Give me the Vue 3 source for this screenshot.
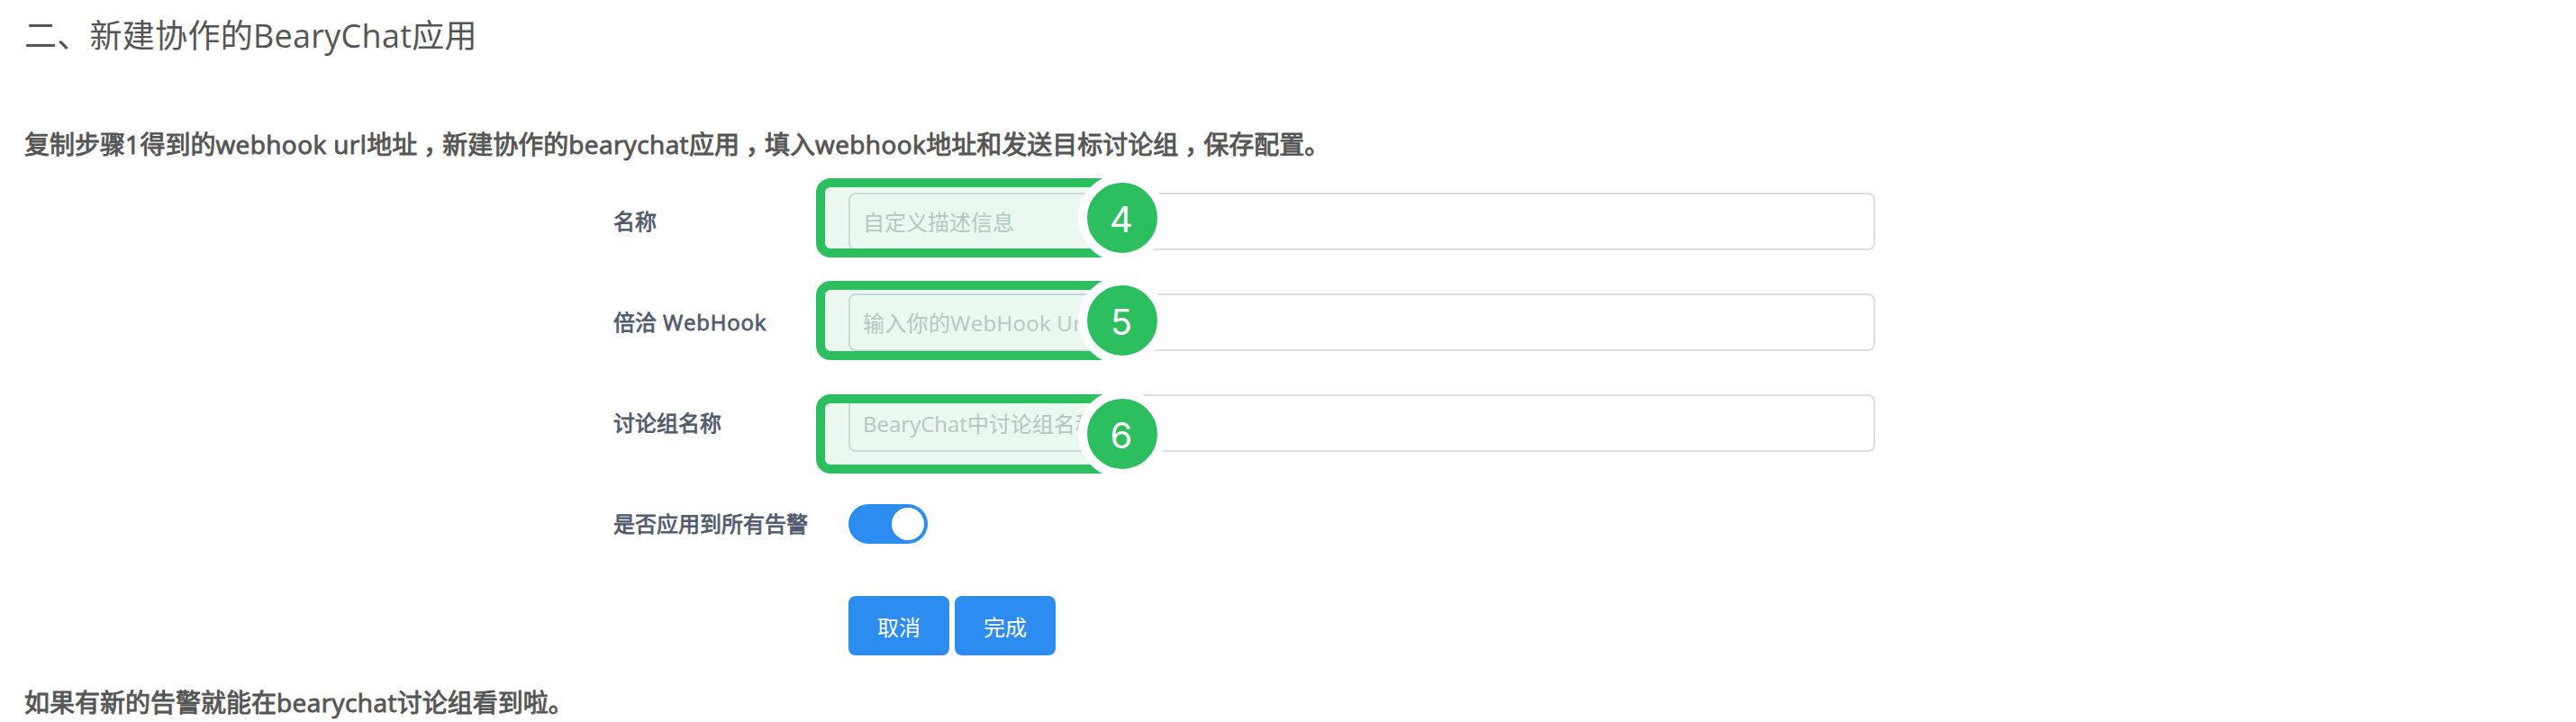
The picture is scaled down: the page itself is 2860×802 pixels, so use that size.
<script setup>
import { ref } from 'vue'

const fields = [
  { cjk: '名称', latin: '', placeholder: '自定义描述信息', step: 4 },
  { cjk: '倍洽', latin: ' WebHook', placeholder: '输入你的WebHook Url', step: 5 },
  { cjk: '讨论组名称', latin: '', placeholder: 'BearyChat中讨论组名称', step: 6 },
]
const applyAll = ref(true)
</script>

<template>
  <main class="page">
    <h2 class="title">二、新建协作的BearyChat应用</h2>
    <p class="note intro">复制步骤<span class="latin">1</span>得到的<span class="latin">webhook url</span>地址<span class="comma">，</span>新建协作的<span class="latin">bearychat</span>应用<span class="comma">，</span>填入<span class="latin">webhook</span>地址和发送目标讨论组<span class="comma">，</span>保存配置。</p>

    <form class="form" @submit.prevent>
      <div v-for="f in fields" :key="f.step" class="row">
        <label class="label">{{ f.cjk }}<span class="latin">{{ f.latin }}</span></label>
        <div class="control">
          <input class="input" :class="{ spaced: f.latin }" type="text" :placeholder="f.placeholder" />
          <div class="callout" :class="'step-' + f.step">
            <span class="badge">{{ f.step }}</span>
          </div>
        </div>
      </div>
      <div class="row">
        <label class="label">是否应用到所有告警</label>
        <button type="button" class="switch" :class="{ on: applyAll }" @click="applyAll = !applyAll">
          <span class="knob"></span>
        </button>
      </div>
      <div class="actions">
        <button type="button" class="btn">取消</button>
        <button type="button" class="btn">完成</button>
      </div>
    </form>

    <p class="note outro">如果有新的告警就能在<span class="latin">bearychat</span>讨论组看到啦。</p>
  </main>
</template>

<style>
body {
  margin: 0;
  background: #fff;
}
</style>

<style scoped>
.page {
  box-sizing: border-box;
  width: 2860px;
  height: 802px;
  padding: 20px 27px 0;
  overflow: hidden;
  background: #fff;
  color: #555;
  font-family: 'Open Sans', 'Noto Sans CJK SC', sans-serif;
  font-kerning: none;
}
.title {
  margin: 0;
  font-size: 36px;
  font-weight: 400;
  line-height: 40px;
  letter-spacing: 0.28px;
}
.note {
  margin: 0;
  font-size: 28px;
  line-height: 40px;
  white-space: nowrap;
  -webkit-text-stroke: 0.9px currentColor;
}
.note .latin {
  letter-spacing: 0.42px;
}
.intro {
  margin-top: 80px;
}
.comma {
  margin: 0 7px;
  font-feature-settings: 'halt';
}
.form {
  width: 1400px;
  margin: 34px 0 0 654px;
}
.row {
  display: grid;
  grid-template-columns: 261px 1140px;
  align-items: center;
  height: 64px;
  margin-bottom: 48px;
}
.label {
  color: #515a6e;
  font-size: 24px;
  line-height: 64px;
  white-space: pre;
  -webkit-text-stroke: 0.8px currentColor;
}
.label .latin {
  letter-spacing: 0.8px;
}
.control {
  position: relative;
  height: 64px;
}
.input {
  display: block;
  box-sizing: border-box;
  width: 100%;
  height: 64px;
  padding: 0 14px;
  border: 2px solid #dcdee2;
  border-radius: 8px;
  background: #fff;
  color: #515a6e;
  font: inherit;
  font-size: 24px;
  outline: none;
}
.input.spaced {
  letter-spacing: 0.3px;
}
.input::placeholder {
  color: #c5c8ce;
  opacity: 1;
}
.callout {
  position: absolute;
  left: -36px;
  box-sizing: border-box;
  width: 340px;
  height: 88px;
  border: 10px solid #2dbe60;
  border-radius: 16px;
  background: rgba(45, 190, 96, 0.1);
  background-clip: padding-box;
  pointer-events: none;
}
.step-4 {
  top: -16px;
}
.step-5 {
  top: -14px;
}
.step-6 {
  top: 0;
}
.badge {
  position: absolute;
  top: -15px;
  right: -59px;
  box-sizing: border-box;
  width: 98px;
  height: 98px;
  padding-right: 2px;
  border: 10px solid #fff;
  border-radius: 50%;
  background: #2dbe60;
  color: #fff;
  font-family: Inter, 'Liberation Sans', sans-serif;
  font-size: 40px;
  line-height: 82px;
  text-align: center;
}
.switch {
  display: flex;
  box-sizing: border-box;
  width: 88px;
  height: 44px;
  padding: 4px;
  border: 0;
  border-radius: 22px;
  background: #c5c8ce;
}
.switch.on {
  justify-content: flex-end;
  background: #2d8cf0;
}
.knob {
  width: 36px;
  height: 36px;
  border-radius: 50%;
  background: #fff;
}
.actions {
  display: flex;
  gap: 6px;
  padding-left: 261px;
}
.btn {
  width: 112px;
  height: 66px;
  padding: 4px 0 0;
  border: 0;
  border-radius: 8px;
  background: #2d8cf0;
  color: #fff;
  font-family: inherit;
  font-size: 24px;
  line-height: 62px;
}
.outro {
  margin-top: 32px;
}
</style>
######
- _Task statement_
Reproduce the full material exactly, excluding the pictures.

- _Expected answer_
Give me the Vue 3 source for this screenshot.
The picture is scaled down: the page itself is 2860×802 pixels, so use that size.
<script setup>
import { ref } from 'vue'

const fields = [
  { cjk: '名称', latin: '', placeholder: '自定义描述信息', step: 4 },
  { cjk: '倍洽', latin: ' WebHook', placeholder: '输入你的WebHook Url', step: 5 },
  { cjk: '讨论组名称', latin: '', placeholder: 'BearyChat中讨论组名称', step: 6 },
]
const applyAll = ref(true)
</script>

<template>
  <main class="page">
    <h2 class="title">二、新建协作的BearyChat应用</h2>
    <p class="note intro">复制步骤<span class="latin">1</span>得到的<span class="latin">webhook url</span>地址<span class="comma">，</span>新建协作的<span class="latin">bearychat</span>应用<span class="comma">，</span>填入<span class="latin">webhook</span>地址和发送目标讨论组<span class="comma">，</span>保存配置。</p>

    <form class="form" @submit.prevent>
      <div v-for="f in fields" :key="f.step" class="row">
        <label class="label">{{ f.cjk }}<span class="latin">{{ f.latin }}</span></label>
        <div class="control">
          <input class="input" :class="{ spaced: f.latin }" type="text" :placeholder="f.placeholder" />
          <div class="callout" :class="'step-' + f.step">
            <span class="badge">{{ f.step }}</span>
          </div>
        </div>
      </div>
      <div class="row">
        <label class="label">是否应用到所有告警</label>
        <button type="button" class="switch" :class="{ on: applyAll }" @click="applyAll = !applyAll">
          <span class="knob"></span>
        </button>
      </div>
      <div class="actions">
        <button type="button" class="btn">取消</button>
        <button type="button" class="btn">完成</button>
      </div>
    </form>

    <p class="note outro">如果有新的告警就能在<span class="latin">bearychat</span>讨论组看到啦。</p>
  </main>
</template>

<style>
body {
  margin: 0;
  background: #fff;
}
</style>

<style scoped>
.page {
  box-sizing: border-box;
  width: 2860px;
  height: 802px;
  padding: 20px 27px 0;
  overflow: hidden;
  background: #fff;
  color: #555;
  font-family: 'Open Sans', 'Noto Sans CJK SC', sans-serif;
  font-kerning: none;
}
.title {
  margin: 0;
  font-size: 36px;
  font-weight: 400;
  line-height: 40px;
  letter-spacing: 0.28px;
}
.note {
  margin: 0;
  font-size: 28px;
  line-height: 40px;
  white-space: nowrap;
  -webkit-text-stroke: 0.9px currentColor;
}
.note .latin {
  letter-spacing: 0.42px;
}
.intro {
  margin-top: 80px;
}
.comma {
  margin: 0 7px;
  font-feature-settings: 'halt';
}
.form {
  width: 1400px;
  margin: 34px 0 0 654px;
}
.row {
  display: grid;
  grid-template-columns: 261px 1140px;
  align-items: center;
  height: 64px;
  margin-bottom: 48px;
}
.label {
  color: #515a6e;
  font-size: 24px;
  line-height: 64px;
  white-space: pre;
  -webkit-text-stroke: 0.8px currentColor;
}
.label .latin {
  letter-spacing: 0.8px;
}
.control {
  position: relative;
  height: 64px;
}
.input {
  display: block;
  box-sizing: border-box;
  width: 100%;
  height: 64px;
  padding: 0 14px;
  border: 2px solid #dcdee2;
  border-radius: 8px;
  background: #fff;
  color: #515a6e;
  font: inherit;
  font-size: 24px;
  outline: none;
}
.input.spaced {
  letter-spacing: 0.3px;
}
.input::placeholder {
  color: #c5c8ce;
  opacity: 1;
}
.callout {
  position: absolute;
  left: -36px;
  box-sizing: border-box;
  width: 340px;
  height: 88px;
  border: 10px solid #2dbe60;
  border-radius: 16px;
  background: rgba(45, 190, 96, 0.1);
  background-clip: padding-box;
  pointer-events: none;
}
.step-4 {
  top: -16px;
}
.step-5 {
  top: -14px;
}
.step-6 {
  top: 0;
}
.badge {
  position: absolute;
  top: -15px;
  right: -59px;
  box-sizing: border-box;
  width: 98px;
  height: 98px;
  padding-right: 2px;
  border: 10px solid #fff;
  border-radius: 50%;
  background: #2dbe60;
  color: #fff;
  font-family: Inter, 'Liberation Sans', sans-serif;
  font-size: 40px;
  line-height: 82px;
  text-align: center;
}
.switch {
  display: flex;
  box-sizing: border-box;
  width: 88px;
  height: 44px;
  padding: 4px;
  border: 0;
  border-radius: 22px;
  background: #c5c8ce;
}
.switch.on {
  justify-content: flex-end;
  background: #2d8cf0;
}
.knob {
  width: 36px;
  height: 36px;
  border-radius: 50%;
  background: #fff;
}
.actions {
  display: flex;
  gap: 6px;
  padding-left: 261px;
}
.btn {
  width: 112px;
  height: 66px;
  padding: 4px 0 0;
  border: 0;
  border-radius: 8px;
  background: #2d8cf0;
  color: #fff;
  font-family: inherit;
  font-size: 24px;
  line-height: 62px;
}
.outro {
  margin-top: 32px;
}
</style>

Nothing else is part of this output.